17 August 2012

biscuits

I love biscuits. Biscuit comes from the French, means twice baked.  

When I’m six years old and lucky enough to find sixpence I go to the corner grocery in East Warrnambool for a bag of broken biscuits. Biscuits don’t come in packets, but live on a shelf behind the grocer in square tins. Housewives ask for half a pound of Milk Arrowroots or Nice.

The grocer flips the lid on the tin, scoops the biscuits into a silver dish mounted on the scales, deposits them in a brown paper bag. The broken biscuits at the bottom of the tin are put in sixpenny or shilling bags. The best thing is to find bits of broken Cresta biscuits in the bag, long oval shapes, sugar crystals on top.
  
As a slightly older kid I come home from school and eat two sweet biscuits before saying hello. Every afternoon, no variation. I’m not greedy; I can probably get away with a couple more but always have two. Any more might interfere with my bowl of Weeties.

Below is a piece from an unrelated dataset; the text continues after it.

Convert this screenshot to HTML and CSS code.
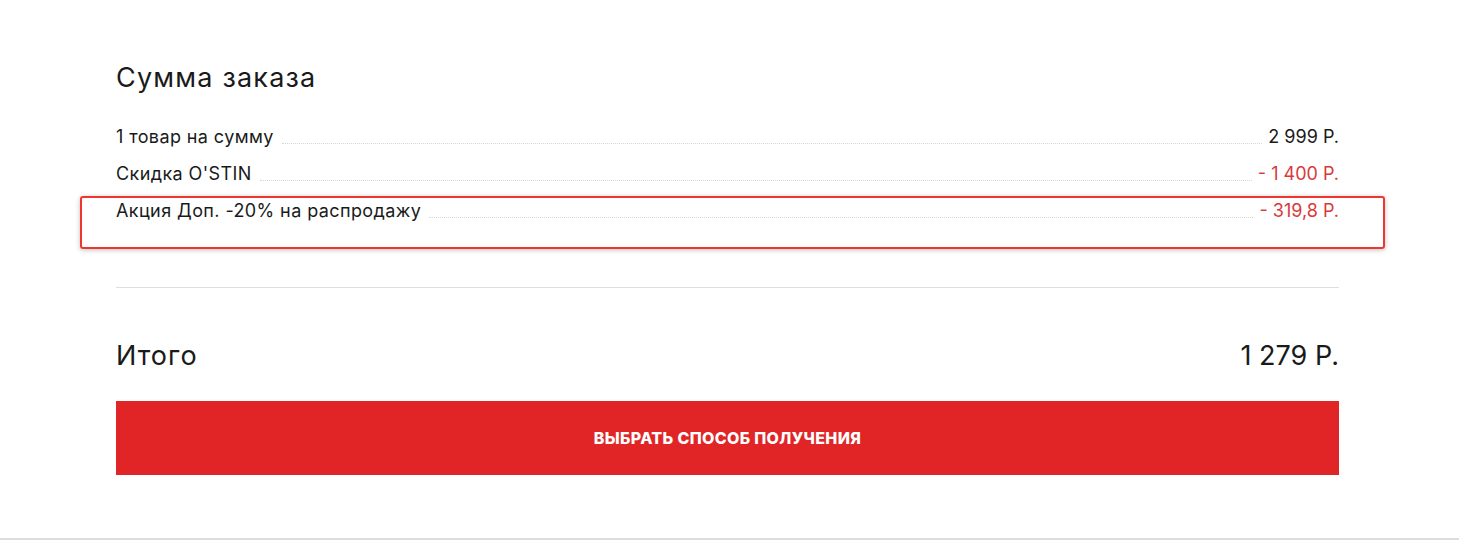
FILE: index.html
```html
<!DOCTYPE html>
<html lang="ru">
<head>
<meta charset="utf-8">
<link rel="stylesheet" href="styles.css">
</head>
<body>
<div class="page">
  <section class="summary">
    <h2 class="title">Сумма заказа</h2>
    <div class="rows">
      <div class="row"><span class="label">1 товар на сумму</span><span class="dots"></span><span class="value">2 999 Р.</span></div>
      <div class="row"><span class="label">Скидка O'STIN</span><span class="dots"></span><span class="value red">- 1 400 Р.</span></div>
      <div class="row highlighted"><span class="label">Акция Доп. -20% на распродажу</span><span class="dots"></span><span class="value red">- 319,8 Р.</span><span class="mark"></span></div>
    </div>
    <hr class="sep">
    <div class="total"><span class="total-label">Итого</span><span>1 279 Р.</span></div>
    <button class="btn">Выбрать способ получения</button>
  </section>
</div>
</body>
</html>
```
FILE: styles.css
```css
html, body { margin: 0; background: #fff; }
body { font-family: Inter, "Noto Sans", sans-serif; color: #1a1a1a; }
.page { height: 538px; border-bottom: 2px solid #dcdcdc; }
.summary { width: 1223px; margin-left: 116px; padding-top: 60px; }
.title { margin: 0; font-size: 27px; font-weight: 400; line-height: 36px; letter-spacing: 1.2px; }
.rows { margin-top: 30px; display: flex; flex-direction: column; }
.row { position: relative; display: flex; align-items: baseline; height: 37px; font-size: 18px; line-height: 22px; }
.label { flex: none; letter-spacing: 0.4px; }
.dots { flex: 1; border-bottom: 1px dotted #d6d6d6; margin: 0 6px 0 8px; transform: translateY(1px); }
.value { flex: none; }
.red { color: #d8393b; }
.mark { position: absolute; left: -36px; right: -46px; top: -4px; height: 49px; border: 2px solid #f0352f; border-radius: 3px; box-shadow: 0 1px 5px rgba(0,0,0,0.25); pointer-events: none; }
.sep { margin: 50px 0 0; border: 0; border-top: 1px solid #dedede; }
.total { display: flex; justify-content: space-between; margin-top: 50px; font-size: 27px; line-height: 36px; }
.total-label { letter-spacing: 1px; }
.btn { display: block; width: 100%; height: 74px; margin-top: 27px; background: #e12526; color: #fff; border: 0; font-family: Inter, sans-serif; font-weight: 800; font-size: 16px; text-transform: uppercase; letter-spacing: 0.35px; }
```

The biscuit tin could fit a bowler hat inside, has a glass of pink Condy’s  crystals screwed into the lid. The tin never empties, but the contents are never fancy. We have cream biscuits only on special occasions. Sometimes my mother makes biscuits, jam fancies or coconut macaroons.

I’m in my early twenties I hike the Tasmanian wilderness with friends. On the tenth day, starving, we ask each other what’s the first thing we’ll eat back in civilisation. They opt for lavish me; I crave Butternut Snaps.

Always wanting to ride a little lighter I try to avoid biscuits, but it’s impossible. The supermarket has aisles full of them. Every work meeting has a plate of biscuits on the table. Every cup of tea needs a biscuit. Or two, or three.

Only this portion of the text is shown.